Prepararsi alla Liturgia – XXXIV domenica del tempo ordinario – Solennità di Cristo re

Signore, quando ti abbiamo visto?

 Piero Stefani  (fonte..: www.IlRegno.it)

Ez 34,11-12.15-17; Sal 23 (22); 1Cor 15,20-26.28; Mt 25,31-46

Nell’enciclica Quas primas, con la quale nel 1925 Pio XI istituì la solennità di Nostro Signore Gesù Cristo re dell’universo, si affermava che essa era anche orientata a produrre duraturi e benefici influssi sulla società umana. Tuttavia oggi la celebrazione liturgica ha giustamente assunto un carattere soprattutto escatologico, consono alla chiusura di un ciclo liturgico che si svolge nel tempo per attestare che non spetta al tempo avere la parola ultima. Il nostro presente è letto alla luce della fine dei tempi.

Il brano evangelico di questa settimana è contraddistinto da un inizio grandioso: il Figlio dell’uomo verrà nella sua gloria, sarà circondato da angeli, siederà su un trono glorioso, davanti a lui saranno radunati tutti i popoli (cf. Mt 25,31s). Si tratta di un involucro fastoso che serve a indicare, per contrasto, la componente umile che costituisce il cuore di una finale rivelazione divina. Quando il Figlio dell’uomo svelerà la propria presenza in chi era nel bisogno, i giusti e i reprobi risponderanno allo stesso modo: «Signore, quando ti abbiamo visto affamato e ti abbiamo dato da mangiare…?» (Mt 25,37.44). Nel giorno del giudizio i salvati e i sommersi saranno accomunati tanto dall’antica ignoranza, quanto dal finale svelamento di una presenza fino ad allora nascosta. Nessuno dei due prima sapeva che soccorrendo il prossimo avrebbe agito anche nei confronti del Figlio dell’uomo. Nessuno immaginava che la realtà più profonda è la scelta compiuta dal Figlio dell’uomo di condividere la fragilità delle creature.

Il Figlio dell’uomo non afferma di celarsi in colui che fece il bene, ma in chi lo ricevette o nella persona a cui fu negato il soccorso quando aveva fame, sete, era forestiera, nuda, ammalata e incarcerata. Il giudice divino ha tratti di passività ed è per questo che può discriminare. Agire e patire qui s’incontrano; il giudice, però, è dalla parte della seconda componente, non della prima. Egli, restando nascosto, aspetta che qualcuno lo visiti. Nulla va svelato anzitempo. Se così non fosse, il corpo umano diverrebbe solo un vuoto involucro di una presenza che lo abita. Le cose stanno altrimenti. Non è un caso che proprio da questo brano evangelico derivino «le opere di misericordia corporale». La centralità del corpo visibile consegna ad altri tempi lo svelamento dell’invisibile.
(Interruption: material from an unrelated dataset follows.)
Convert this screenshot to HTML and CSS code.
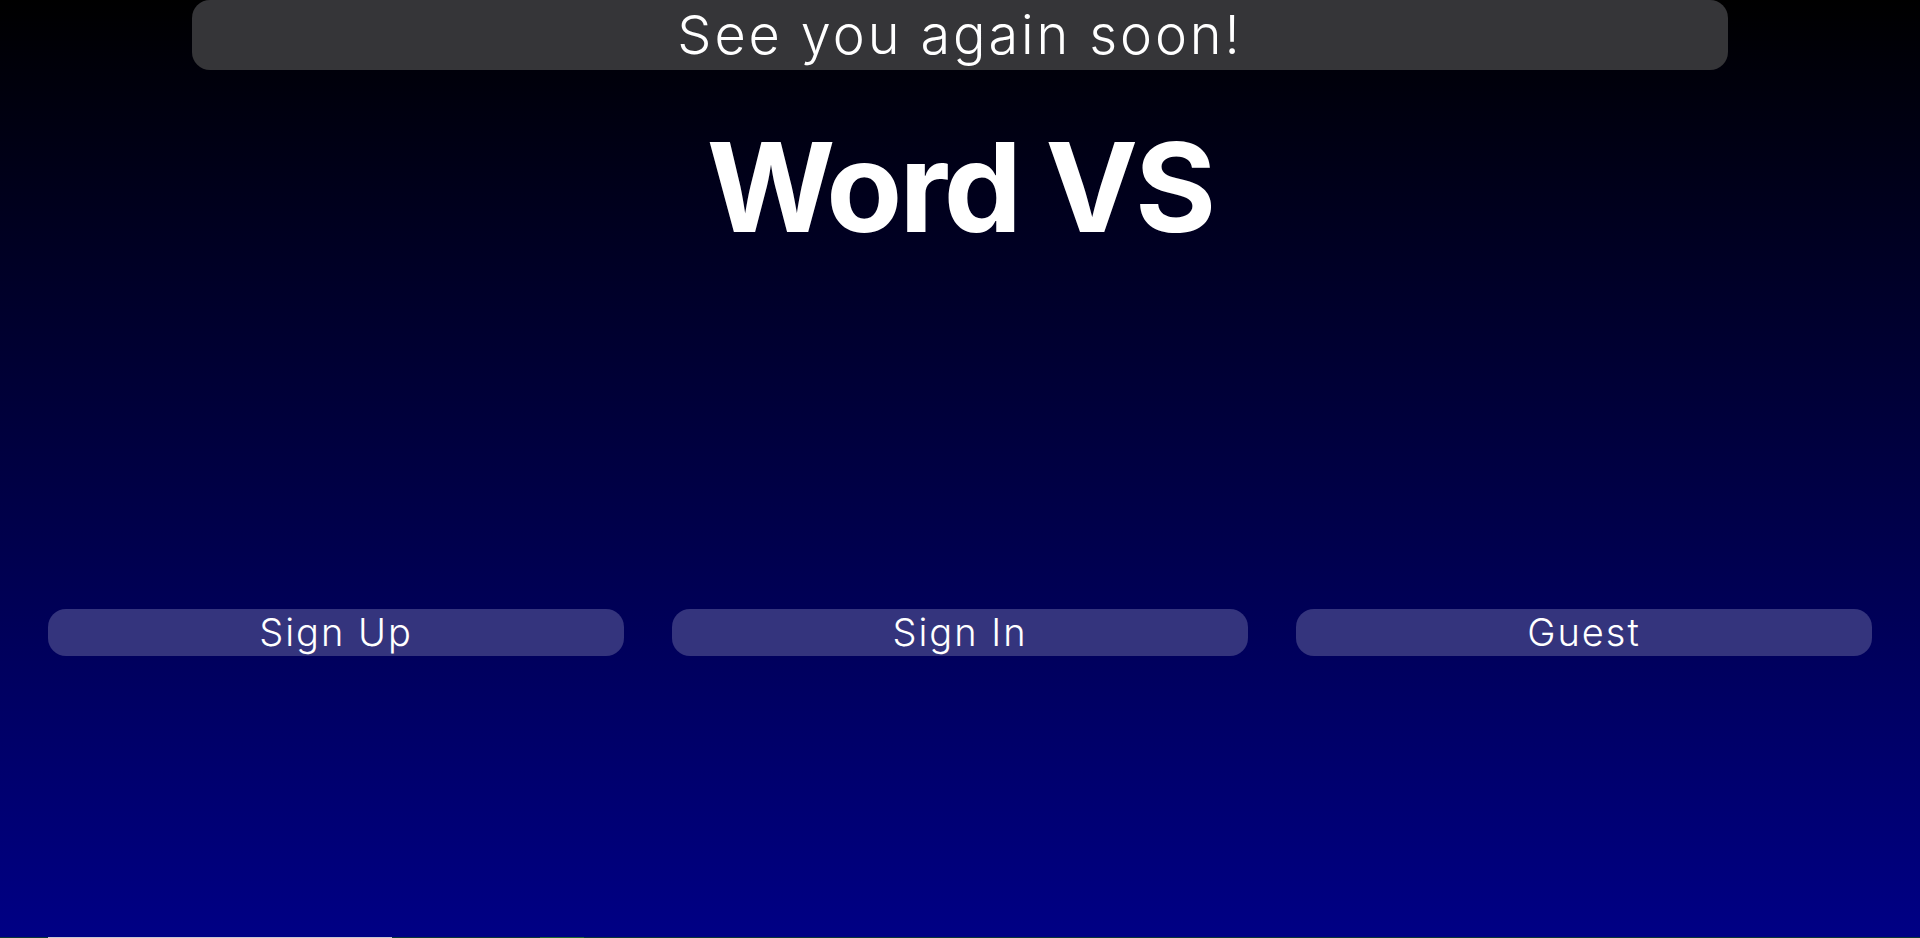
FILE: index.html
```html
<!DOCTYPE html>
<html lang="en">
<head>
<meta charset="utf-8">
<title>Word VS</title>
<link rel="stylesheet" href="styles.css">
</head>
<body>
<div class="page">
  <div class="banner">See you again soon!</div>
  <h1 class="title">Word VS</h1>
  <div class="actions">
    <button class="btn">Sign Up</button>
    <button class="btn">Sign In</button>
    <button class="btn">Guest</button>
  </div>
  <div class="below">
    <div class="below-field"></div>
    <div class="below-go"></div>
  </div>
</div>
</body>
</html>
```

FILE: styles.css
```css
html, body {
  margin: 0;
  padding: 0;
  height: 938px;
  overflow: hidden;
}
body {
  background: linear-gradient(to bottom, #000000 0%, #000085 100%);
  font-family: "Inter", "Liberation Sans", sans-serif;
  color: #ffffff;
}
.page {
  display: flex;
  flex-direction: column;
  height: 938px;
}
.banner {
  width: 1536px;
  height: 70px;
  margin: 0 auto;
  background: #353538;
  border-radius: 18px;
  font-size: 54px;
  font-weight: 300;
  line-height: 70px;
  letter-spacing: 2.9px;
  text-align: center;
}
.title {
  margin: 55px 0 0;
  font-size: 124px;
  font-weight: 700;
  line-height: 124px;
  text-align: center;
  letter-spacing: -3px;
}
.actions {
  display: grid;
  grid-template-columns: repeat(3, 1fr);
  gap: 48px;
  padding: 0 48px;
  margin-top: 360px;
}
.btn {
  height: 47px;
  border: none;
  border-radius: 18px;
  background: #34347d;
  color: #ffffff;
  font-family: "Inter", "Liberation Sans", sans-serif;
  font-size: 38px;
  font-weight: 300;
  line-height: 47px;
  letter-spacing: 2px;
  padding: 0;
}
.below {
  margin-top: auto;
  height: 1px;
  display: flex;
  background: #0c3838;
  padding-left: 48px;
}
.below-field {
  width: 344px;
  background: #c8c8d0;
}
.below-go {
  width: 44px;
  margin-left: 148px;
  background: #1f6a30;
}
```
«Il giorno in cui sua madre la rimproverò di accogliere in casa poveri e infermi, santa Rosa da Lima senza esitare le disse: “Quando serviamo poveri e malati, serviamo Gesù. Non dobbiamo lasciar mancare l’aiuto al nostro prossimo, perché nei nostri fratelli serviamo Gesù”» (cit. in Catechismo della Chiesa cattolica, n. 2449). A noi che, per lo più, nelle nostre case non ospitiamo poveri e infermi non è dato criticare chi lo faceva con larghezza di cuore. Non ci è lecito metterci dalla parte della mamma di Rosa. Ci è però consentito sostenere che i poveri e gli infermi vanno aiutati per loro stessi e non per amore di Gesù. Se il Figlio dell’uomo sta dalla loro parte, anche noi dobbiamo fare altrettanto e non prenderli come occasione per svelare una presenza che deve rimaner nascosta fino alla consumazione dei secoli.

Il fatto che la presenza divina si sia spostata dal lato dell’azione a quello della passività suggella la dignità perenne di ciò che è fragile ed è nel bisogno; mentre dall’altro mostra, per antitesi, che la dannazione è legata non già al far il male, ma all’astenersi dal compiere il bene. Saremo giudicati sull’omissione; un criterio in base al quale le nostre vite quotidiane risultano inevitabilmente avvolte dal peccato e bisognose di misericordia.